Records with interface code
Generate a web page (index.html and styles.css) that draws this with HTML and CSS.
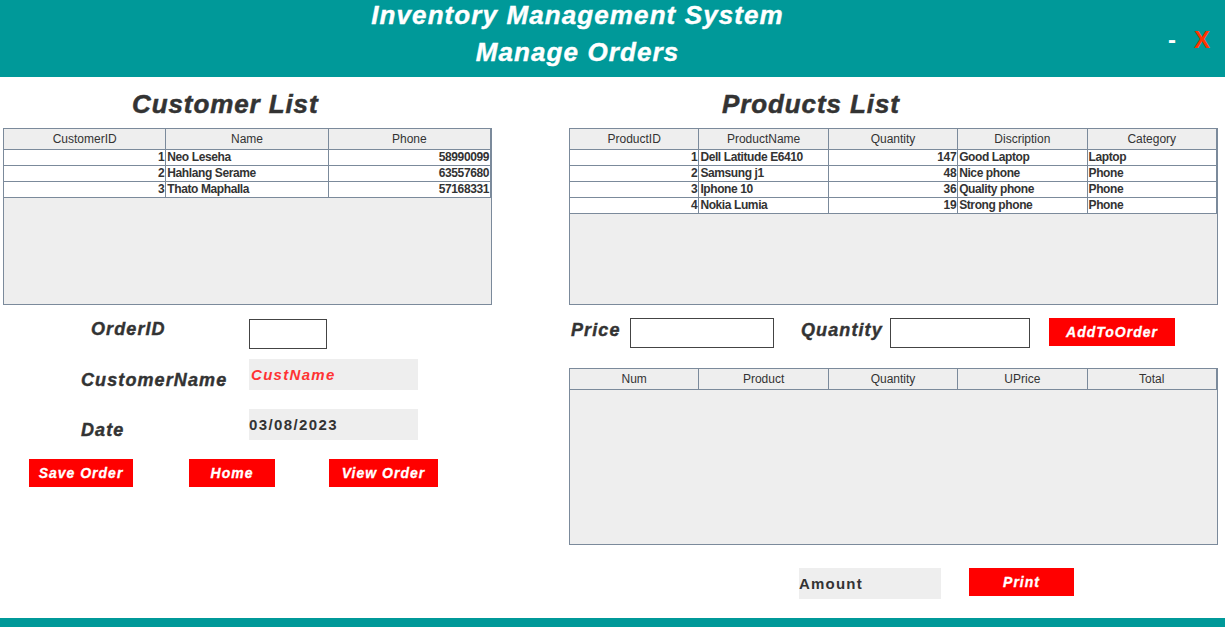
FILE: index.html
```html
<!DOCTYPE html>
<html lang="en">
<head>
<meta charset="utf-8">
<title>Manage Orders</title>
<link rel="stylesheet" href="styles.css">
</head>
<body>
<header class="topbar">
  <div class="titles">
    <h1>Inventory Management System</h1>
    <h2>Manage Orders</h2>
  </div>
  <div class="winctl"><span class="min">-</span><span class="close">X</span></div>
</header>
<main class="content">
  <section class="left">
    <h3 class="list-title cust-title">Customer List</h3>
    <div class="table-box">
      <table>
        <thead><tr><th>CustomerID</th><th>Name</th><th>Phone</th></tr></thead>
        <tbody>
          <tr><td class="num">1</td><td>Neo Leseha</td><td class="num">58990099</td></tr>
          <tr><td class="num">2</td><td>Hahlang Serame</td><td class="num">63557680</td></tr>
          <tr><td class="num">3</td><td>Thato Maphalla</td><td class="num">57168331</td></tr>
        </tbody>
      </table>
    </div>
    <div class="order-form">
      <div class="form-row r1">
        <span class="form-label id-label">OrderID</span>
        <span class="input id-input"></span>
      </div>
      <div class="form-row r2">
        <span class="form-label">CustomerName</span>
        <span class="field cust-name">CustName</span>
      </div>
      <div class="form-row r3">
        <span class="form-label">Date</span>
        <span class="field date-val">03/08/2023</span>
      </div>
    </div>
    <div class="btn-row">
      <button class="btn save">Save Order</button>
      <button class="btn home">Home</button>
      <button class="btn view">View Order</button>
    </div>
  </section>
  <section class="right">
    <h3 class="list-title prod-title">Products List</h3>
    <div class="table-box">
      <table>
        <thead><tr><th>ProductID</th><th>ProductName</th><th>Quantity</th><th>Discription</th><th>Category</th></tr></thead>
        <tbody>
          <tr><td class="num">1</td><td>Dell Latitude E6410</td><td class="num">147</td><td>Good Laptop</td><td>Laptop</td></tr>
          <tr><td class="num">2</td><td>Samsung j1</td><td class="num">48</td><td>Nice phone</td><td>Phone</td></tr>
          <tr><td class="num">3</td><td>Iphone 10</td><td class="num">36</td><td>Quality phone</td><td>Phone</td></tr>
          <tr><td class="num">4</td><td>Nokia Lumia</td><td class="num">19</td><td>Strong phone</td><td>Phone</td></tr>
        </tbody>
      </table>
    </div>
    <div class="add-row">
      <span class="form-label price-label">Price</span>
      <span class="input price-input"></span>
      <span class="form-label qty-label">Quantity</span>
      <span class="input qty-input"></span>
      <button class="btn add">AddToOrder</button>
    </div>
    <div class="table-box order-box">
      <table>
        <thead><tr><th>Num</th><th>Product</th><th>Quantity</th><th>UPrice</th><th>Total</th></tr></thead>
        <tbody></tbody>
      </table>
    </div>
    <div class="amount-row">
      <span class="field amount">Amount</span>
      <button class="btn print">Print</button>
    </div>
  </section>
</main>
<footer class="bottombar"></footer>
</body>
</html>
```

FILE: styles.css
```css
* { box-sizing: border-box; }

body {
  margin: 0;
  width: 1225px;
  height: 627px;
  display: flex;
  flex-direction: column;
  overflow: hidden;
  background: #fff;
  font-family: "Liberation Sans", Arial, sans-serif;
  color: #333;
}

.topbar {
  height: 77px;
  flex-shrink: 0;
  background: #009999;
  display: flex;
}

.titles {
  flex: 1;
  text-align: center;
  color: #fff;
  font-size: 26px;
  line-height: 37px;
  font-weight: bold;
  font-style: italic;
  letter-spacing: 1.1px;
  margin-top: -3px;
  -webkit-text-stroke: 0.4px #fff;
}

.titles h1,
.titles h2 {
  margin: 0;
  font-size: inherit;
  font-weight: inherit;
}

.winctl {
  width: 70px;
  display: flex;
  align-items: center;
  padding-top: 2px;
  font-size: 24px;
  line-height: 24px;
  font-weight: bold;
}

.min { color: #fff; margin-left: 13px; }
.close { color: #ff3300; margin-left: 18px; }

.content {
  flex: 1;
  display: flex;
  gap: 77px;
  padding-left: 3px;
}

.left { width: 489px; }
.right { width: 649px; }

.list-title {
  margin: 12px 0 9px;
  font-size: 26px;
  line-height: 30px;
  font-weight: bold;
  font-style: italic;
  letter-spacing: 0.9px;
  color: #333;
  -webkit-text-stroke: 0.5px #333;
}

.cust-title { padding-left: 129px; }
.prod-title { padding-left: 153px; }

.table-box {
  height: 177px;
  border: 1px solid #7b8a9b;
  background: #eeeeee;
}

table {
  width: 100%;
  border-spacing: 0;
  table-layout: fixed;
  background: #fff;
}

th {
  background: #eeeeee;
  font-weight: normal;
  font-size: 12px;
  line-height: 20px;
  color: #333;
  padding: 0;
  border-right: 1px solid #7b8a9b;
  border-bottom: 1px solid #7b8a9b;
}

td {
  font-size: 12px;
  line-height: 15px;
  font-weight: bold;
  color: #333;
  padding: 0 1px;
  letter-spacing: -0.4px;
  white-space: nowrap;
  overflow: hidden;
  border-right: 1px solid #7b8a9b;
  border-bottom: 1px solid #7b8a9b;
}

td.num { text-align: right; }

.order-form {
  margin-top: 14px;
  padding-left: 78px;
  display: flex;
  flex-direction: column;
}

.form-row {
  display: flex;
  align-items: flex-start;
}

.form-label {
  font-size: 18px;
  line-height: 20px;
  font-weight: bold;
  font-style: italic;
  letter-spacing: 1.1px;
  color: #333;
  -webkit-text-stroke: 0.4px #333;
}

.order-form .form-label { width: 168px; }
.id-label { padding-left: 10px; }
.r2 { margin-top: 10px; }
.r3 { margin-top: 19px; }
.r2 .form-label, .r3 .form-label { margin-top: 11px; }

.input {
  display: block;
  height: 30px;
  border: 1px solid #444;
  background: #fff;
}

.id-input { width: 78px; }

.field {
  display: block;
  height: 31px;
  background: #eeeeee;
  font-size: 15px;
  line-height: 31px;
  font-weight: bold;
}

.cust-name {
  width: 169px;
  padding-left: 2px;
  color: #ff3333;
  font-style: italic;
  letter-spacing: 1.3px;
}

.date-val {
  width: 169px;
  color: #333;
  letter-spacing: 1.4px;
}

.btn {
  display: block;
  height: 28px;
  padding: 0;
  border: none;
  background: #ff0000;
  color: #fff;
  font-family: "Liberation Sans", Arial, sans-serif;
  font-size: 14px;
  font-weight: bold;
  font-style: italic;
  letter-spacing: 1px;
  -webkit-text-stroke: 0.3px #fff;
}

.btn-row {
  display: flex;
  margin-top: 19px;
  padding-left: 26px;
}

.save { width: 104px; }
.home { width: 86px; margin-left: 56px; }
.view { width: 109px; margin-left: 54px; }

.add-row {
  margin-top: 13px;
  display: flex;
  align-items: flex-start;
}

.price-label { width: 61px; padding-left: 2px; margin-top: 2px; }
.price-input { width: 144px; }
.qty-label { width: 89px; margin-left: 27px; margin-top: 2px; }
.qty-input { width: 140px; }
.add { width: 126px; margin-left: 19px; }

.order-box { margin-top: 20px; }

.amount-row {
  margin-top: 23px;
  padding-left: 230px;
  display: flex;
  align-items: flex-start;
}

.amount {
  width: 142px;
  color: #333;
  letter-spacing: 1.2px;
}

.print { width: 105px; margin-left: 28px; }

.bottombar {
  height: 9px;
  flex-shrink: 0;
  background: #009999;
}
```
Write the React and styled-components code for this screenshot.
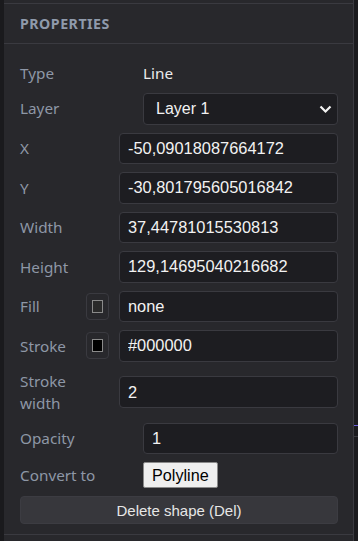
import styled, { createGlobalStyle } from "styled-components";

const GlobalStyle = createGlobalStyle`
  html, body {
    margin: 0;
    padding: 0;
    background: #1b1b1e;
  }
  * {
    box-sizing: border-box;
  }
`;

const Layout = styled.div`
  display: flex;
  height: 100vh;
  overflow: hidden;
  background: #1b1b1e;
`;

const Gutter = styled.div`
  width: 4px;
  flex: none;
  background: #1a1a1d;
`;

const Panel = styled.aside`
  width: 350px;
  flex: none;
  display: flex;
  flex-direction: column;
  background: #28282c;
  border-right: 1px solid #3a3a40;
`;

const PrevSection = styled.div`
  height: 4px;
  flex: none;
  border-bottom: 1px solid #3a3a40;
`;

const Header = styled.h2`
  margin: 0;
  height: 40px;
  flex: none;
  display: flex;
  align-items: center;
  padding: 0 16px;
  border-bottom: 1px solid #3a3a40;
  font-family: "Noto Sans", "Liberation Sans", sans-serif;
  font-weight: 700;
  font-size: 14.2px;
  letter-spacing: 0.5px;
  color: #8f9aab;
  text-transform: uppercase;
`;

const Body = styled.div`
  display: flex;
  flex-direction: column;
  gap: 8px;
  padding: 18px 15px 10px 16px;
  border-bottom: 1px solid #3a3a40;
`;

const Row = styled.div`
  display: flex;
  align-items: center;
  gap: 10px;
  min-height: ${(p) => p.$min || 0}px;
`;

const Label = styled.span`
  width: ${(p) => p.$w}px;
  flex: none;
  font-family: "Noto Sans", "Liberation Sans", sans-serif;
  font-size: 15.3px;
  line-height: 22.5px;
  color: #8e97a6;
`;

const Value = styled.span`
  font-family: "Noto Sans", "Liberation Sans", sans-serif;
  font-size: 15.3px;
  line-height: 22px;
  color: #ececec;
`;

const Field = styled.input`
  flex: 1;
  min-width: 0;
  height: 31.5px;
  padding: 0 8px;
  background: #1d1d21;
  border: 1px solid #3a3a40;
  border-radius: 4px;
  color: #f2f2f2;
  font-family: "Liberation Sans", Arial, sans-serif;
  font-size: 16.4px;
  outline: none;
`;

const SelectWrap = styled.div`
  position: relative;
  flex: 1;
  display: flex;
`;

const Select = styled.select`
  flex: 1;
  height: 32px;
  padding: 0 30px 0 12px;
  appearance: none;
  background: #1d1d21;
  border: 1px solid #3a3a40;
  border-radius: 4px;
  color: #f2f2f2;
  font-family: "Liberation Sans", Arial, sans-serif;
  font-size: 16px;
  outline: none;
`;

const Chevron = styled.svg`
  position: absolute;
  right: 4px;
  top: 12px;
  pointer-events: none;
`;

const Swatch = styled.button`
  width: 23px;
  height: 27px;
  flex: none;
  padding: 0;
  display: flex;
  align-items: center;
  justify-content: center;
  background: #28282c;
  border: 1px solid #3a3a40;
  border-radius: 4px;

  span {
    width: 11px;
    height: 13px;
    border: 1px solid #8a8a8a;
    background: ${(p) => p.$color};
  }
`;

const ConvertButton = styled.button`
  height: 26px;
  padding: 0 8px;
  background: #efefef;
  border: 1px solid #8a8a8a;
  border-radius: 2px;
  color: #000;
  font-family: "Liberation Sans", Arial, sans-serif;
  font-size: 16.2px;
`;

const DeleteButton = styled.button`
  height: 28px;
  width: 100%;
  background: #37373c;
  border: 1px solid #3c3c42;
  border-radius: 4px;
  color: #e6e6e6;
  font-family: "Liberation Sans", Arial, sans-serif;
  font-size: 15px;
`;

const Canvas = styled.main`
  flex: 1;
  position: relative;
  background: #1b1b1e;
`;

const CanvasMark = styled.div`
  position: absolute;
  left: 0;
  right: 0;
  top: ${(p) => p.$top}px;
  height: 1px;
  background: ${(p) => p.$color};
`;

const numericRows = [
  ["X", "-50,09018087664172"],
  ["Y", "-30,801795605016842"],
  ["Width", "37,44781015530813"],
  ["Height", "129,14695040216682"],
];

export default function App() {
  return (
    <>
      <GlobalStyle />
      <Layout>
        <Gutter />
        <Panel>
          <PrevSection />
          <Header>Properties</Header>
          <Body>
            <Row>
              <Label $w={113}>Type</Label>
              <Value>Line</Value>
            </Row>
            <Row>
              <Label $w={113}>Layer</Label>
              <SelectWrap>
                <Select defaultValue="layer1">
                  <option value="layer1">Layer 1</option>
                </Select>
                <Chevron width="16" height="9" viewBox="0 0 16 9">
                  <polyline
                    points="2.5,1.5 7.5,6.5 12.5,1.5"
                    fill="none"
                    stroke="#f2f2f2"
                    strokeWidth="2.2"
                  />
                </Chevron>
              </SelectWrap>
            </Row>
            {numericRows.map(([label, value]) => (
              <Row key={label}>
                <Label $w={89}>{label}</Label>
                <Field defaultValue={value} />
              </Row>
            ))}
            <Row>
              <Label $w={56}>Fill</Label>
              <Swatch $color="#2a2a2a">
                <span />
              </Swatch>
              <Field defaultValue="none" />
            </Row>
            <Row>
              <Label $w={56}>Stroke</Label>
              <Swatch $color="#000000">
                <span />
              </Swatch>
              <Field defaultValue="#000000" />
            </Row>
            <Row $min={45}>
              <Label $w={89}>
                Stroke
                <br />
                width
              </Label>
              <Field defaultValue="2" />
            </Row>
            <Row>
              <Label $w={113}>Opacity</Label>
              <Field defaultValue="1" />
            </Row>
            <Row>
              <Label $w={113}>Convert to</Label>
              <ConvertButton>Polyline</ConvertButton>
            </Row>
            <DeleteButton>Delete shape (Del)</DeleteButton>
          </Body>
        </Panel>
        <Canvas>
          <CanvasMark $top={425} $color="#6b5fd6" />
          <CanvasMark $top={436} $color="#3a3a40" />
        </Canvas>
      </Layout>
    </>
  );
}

> **Task details**
Among the lines above, count those containing the word "styles" and give nothing but the result.

> **Response to the task**
3